アレクサンドリアとブルメシアの因縁もずいぶん前から考えていましたから、これら2つの要素をつなげることで、アレクサンドリアの歴史をさらに深く考察することができました。
ブラネの夫アンドリュー――つまりアレクサンドリア王については、かなり短時間で設定ができあがりました。
もともとリンドブルム大公シド9世の親友であったことから、彼と同年代であろうことは考えていました。すると、必然的にブラネよりも年下になってしまいました。
アンドリューについての設定を考え出すと同時に、彼の父である皇太子アンドリューと、ブラネの父であるラザ将軍のアイデアも浮かびました。
皇太子アンドリューは、息子のアンドリューが幼いうちから王になる、その原因として考え出した人物です。皇太子アンドリューの若すぎる死は、同時にその息子であるアンドリューの死にも直結しているように思えます。ラザ将軍も、ブラネが王家に輿入れする根拠はもちろん、ブルメシアに対して向ける憎悪の理由を提供してくれました。ラザ家は有力な貴族でありブラネが王妃となるときの後ろ盾になり、またラザ将軍の死がのちの大戦の悲劇を招いてしまったのです。

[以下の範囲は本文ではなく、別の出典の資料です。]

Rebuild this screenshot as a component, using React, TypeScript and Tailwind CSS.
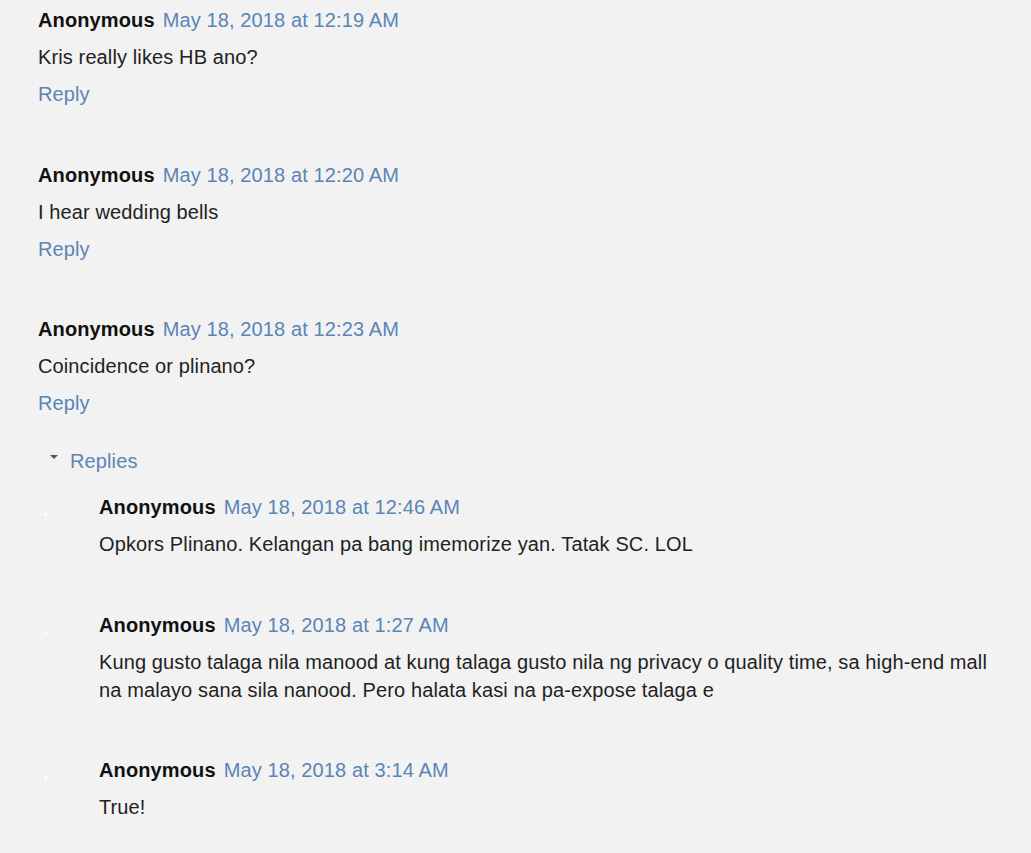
const comments = [
  { time: "May 18, 2018 at 12:19 AM", body: "Kris really likes HB ano?" },
  { time: "May 18, 2018 at 12:20 AM", body: "I hear wedding bells" },
  { time: "May 18, 2018 at 12:23 AM", body: "Coincidence or plinano?" },
];

const replies = [
  { time: "May 18, 2018 at 12:46 AM", body: "Opkors Plinano. Kelangan pa bang imemorize yan. Tatak SC. LOL", gap: "" },
  {
    time: "May 18, 2018 at 1:27 AM",
    body: "Kung gusto talaga nila manood at kung talaga gusto nila ng privacy o quality time, sa high-end mall na malayo sana sila nanood. Pero halata kasi na pa-expose talaga e",
    gap: "mt-[53px]",
  },
  { time: "May 18, 2018 at 3:14 AM", body: "True!", gap: "mt-[52px]" },
];

function Header({ time }: { time: string }) {
  return (
    <div className="h-[28px] leading-[28px] whitespace-nowrap">
      <span className="font-bold text-[#111]">Anonymous</span>
      <span className="ml-[8px] text-[#5a85b5]">{time}</span>
    </div>
  );
}

export default function App() {
  return (
    <div
      className="w-[1031px] h-[853px] overflow-hidden bg-[#f2f2f2] text-[20px] text-[#222] tracking-[0.12px]"
      style={{ fontFamily: '"Liberation Sans", Arial, sans-serif' }}
    >
      <div className="pl-[38px] pt-[6px] pr-[21px]">
        {comments.map((c, i) => (
          <div key={c.time} className={i === 0 ? "" : i === 1 ? "mt-[53px]" : "mt-[52px]"}>
            <Header time={c.time} />
            <div className="mt-[9px] h-[28px] leading-[28px]">{c.body}</div>
            <div className="mt-[9px] h-[28px] leading-[28px] text-[#5a85b5]">Reply</div>
          </div>
        ))}

        {/* Replies thread */}
        <div className="mt-[30px] flex items-center h-[28px] leading-[28px]">
          <span className="ml-[12px] mr-[12px] w-0 h-0 border-l-[4px] border-r-[4px] border-t-[4px] border-l-transparent border-r-transparent border-t-[#555] -translate-y-[4px]" />
          <span className="text-[#5a85b5]">Replies</span>
        </div>

        <div className="mt-[18px]">
          {replies.map((r) => (
            <div key={r.time} className={`relative pl-[61px] ${r.gap}`}>
              <span className="absolute left-[6px] top-[20px] w-[3px] h-[3px] rounded-full bg-white" />
              <Header time={r.time} />
              <div className="mt-[9px] leading-[28px] max-w-[912px]">{r.body}</div>
            </div>
          ))}
        </div>
      </div>
    </div>
  );
}
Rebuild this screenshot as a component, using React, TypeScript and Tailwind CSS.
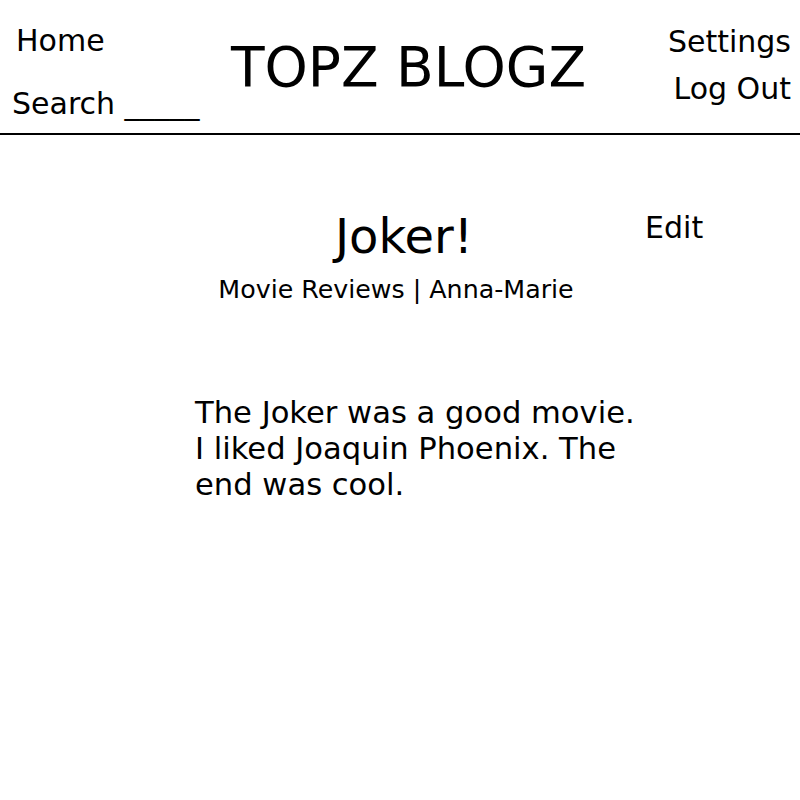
import React from 'react';

const font = { fontFamily: '"DejaVu Sans", Verdana, sans-serif' };

const App: React.FC = () => {
  return (
    <div className="min-h-[800px] w-[800px] bg-white text-black" style={font}>
      {/* Header */}
      <header className="grid h-[135px] grid-cols-[1fr_auto_1fr] border-b-2 border-black">
        <div className="flex flex-col items-start pl-[12px] pt-[23px] text-[30px] leading-[36px]">
          <a className="ml-[4px]">Home</a>
          <div className="mt-[27px] whitespace-pre">Search _____</div>
        </div>
        <div className="pl-[17px] pt-[40px]">
          <h1 className="text-[55px] leading-[55px]">TOPZ BLOGZ</h1>
        </div>
        <div className="flex flex-col items-end pr-[9px] pt-[24px] text-[30px] leading-[36px]">
          <a>Settings</a>
          <a className="mt-[11px]">Log Out</a>
        </div>
      </header>

      {/* Post */}
      <main className="flex flex-col items-center pt-[75px]">
        <div className="grid w-full grid-cols-[1fr_auto_1fr] items-start">
          <div />
          <h2 className="ml-[8px] mt-[2px] text-[48px] leading-[48px]">Joker!</h2>
          <div className="pl-[172px] text-[30px] leading-[36px]">
            <a>Edit</a>
          </div>
        </div>
        <p className="mr-[8px] mt-[15px] text-[25.3px] leading-[30px]">
          Movie Reviews | Anna-Marie
        </p>
        <div className="mt-[90px] w-full pl-[195px]">
          <p className="w-[448px] text-[30.6px] leading-[36px]">
            The Joker was a good movie. I liked Joaquin Phoenix. The end was cool.
          </p>
        </div>
      </main>
    </div>
  );
};

export default App;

クジャについては、キング家の当主として言及してあります。このことはゲーム内でも暗示されていますが、僕自身は、あくまで名代だったのではないかと考えています。つまりキング公の代理人です。
彼はブラネに黒魔道士兵を提供し、その製造技術を伝えました。同時に、ガーネットの体内に宿る召喚獣の抽出方法と操り方も教えています。クジャは暗躍者であり、ブラネの過去の記憶を呼び覚まして、アレクサンドリアとブルメシアの戦争を引き起こしたのでした。
もう一つ悩んだのが、王女ガーネットと召喚獣に関する記述です。とくに、ガーネットがいつの時点から召喚獣の存在を知っていたのかということが疑問でした。
ガーネットは「召喚魔法が恐かった」と発言していました。また、召喚獣に関する文献が少なからず存在することも分かります。エーコがわずか6歳で召喚獣を操ることができたことを考え合わせると、やはりガーネットもそうとう早い時期に召喚獣の存在に気づいていたことでしょう。エーコと違って召喚魔法を使いこなせなかったのは、ガーネットが角を失っていたからだと考えられます。角は、召喚士と召喚獣が交信するために不可欠なものだからです。